United States District Court, N.D. California

July 26, 2016

NATHAN TERRY; GERALDINE TERRY, Plaintiffs,
v.
WELLS FARGO BANK, N.A.; U.S. BANK, N.A.; and DOES 1 through 50, inclusive, Defendants.

          ORDER DENYING MOTION FOR LEAVE TO AMEND

          WILLIAM ALSUP UNITED STATES DISTRICT JUDGE.

         INTRODUCTION

         In this foreclosure dispute, plaintiff borrowers move for leave to file an amended complaint to assert a claim under federal regulations. To the extent stated herein, the motion is Denied.

         STATEMENT

         The following well-pled facts are assumed to be true for the purposes of the present motion. In November 2006, plaintiffs Nathan Terry and Geraldine Terry obtained a mortgage from Wells Fargo Bank, N.A. to purchase a single-family residence in Fremont, California. In January 2011, another deed of trust was recorded on the property.

         In July 2012, plaintiffs applied for a loan modification. In October 2012, Wells Fargo approved plaintiffs for a Trial Period Plan (the “TPP Agreement”). Pursuant to the TPP Agreement, plaintiffs made three trial period payments of $2, 905.04 from November 2012 to January 2013. The TPP stated that “[u]pon successful completion of these payments, we will offer you a mortgage modification” (Amd. Compl. ¶¶ 9-11).

         In December 2012, in the middle of the trial period, Wells Fargo sent plaintiffs a letter stating that the mortgage was not in first lien position. The letter requested that plaintiffs obtain signed subordination agreements from the other lien holders on the property (id. ¶ 13). Plaintiffs then made repeated attempts to contact their “single point of contact” at Wells Fargo to inquire about the subordination issue. Plaintiffs’ calls were not returned (id. ¶¶ 13-16).

         In March 2013, after plaintiffs had successfully completed the trial period pursuant to the TPP Agreement, Wells Fargo sent plaintiffs a letter stating that they did not qualify for the mortgage assistance program. The letter provided no information about the reason for the denial (id. ¶ 19).

         In November 2013, defendants recorded a notice of default. Plaintiffs again attempted to reach their “single point of contact” at Wells Fargo but to no avail. Plaintiffs reached a general Wells Fargo representative who advised plaintiffs to submit a new loan modification application. The representative indicated that she would send a modification application to plaintiffs. On January 6, 2014, plaintiffs received the application packet and, on or around January 14, 2014, plaintiffs submitted the application to Wells Fargo.
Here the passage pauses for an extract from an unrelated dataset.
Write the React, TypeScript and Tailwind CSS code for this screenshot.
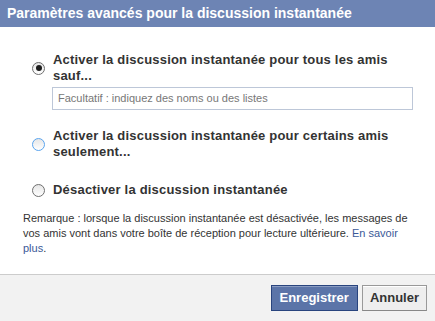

         On or around January 14, 15, and 17, 2014, Wells Fargo (id. ¶¶ 23-24):

sent Plaintiffs letters confirming receipt of Plaintiffs’ application and [sic] would inform Plaintiffs if any additional documents were needed. Thereafter, Defendant sent Plaintiffs a letter requesting that Plaintiffs submit additional documents which were not initially requested from Plaintiffs by Defendant. Specifically, the letter stated that Plaintiffs would need to submit proof of income by no later than April 20, 2014. The letter also stated that “[w]e’ll continue to work with you to help you avoid a foreclosure sale….[i]f your loan has been referred to foreclosure, we will not conduct a foreclosure sale on this loan while your documents are being reviewed.”

         On or around April 1, 2014, plaintiffs submitted all documentation requested by Wells Fargo.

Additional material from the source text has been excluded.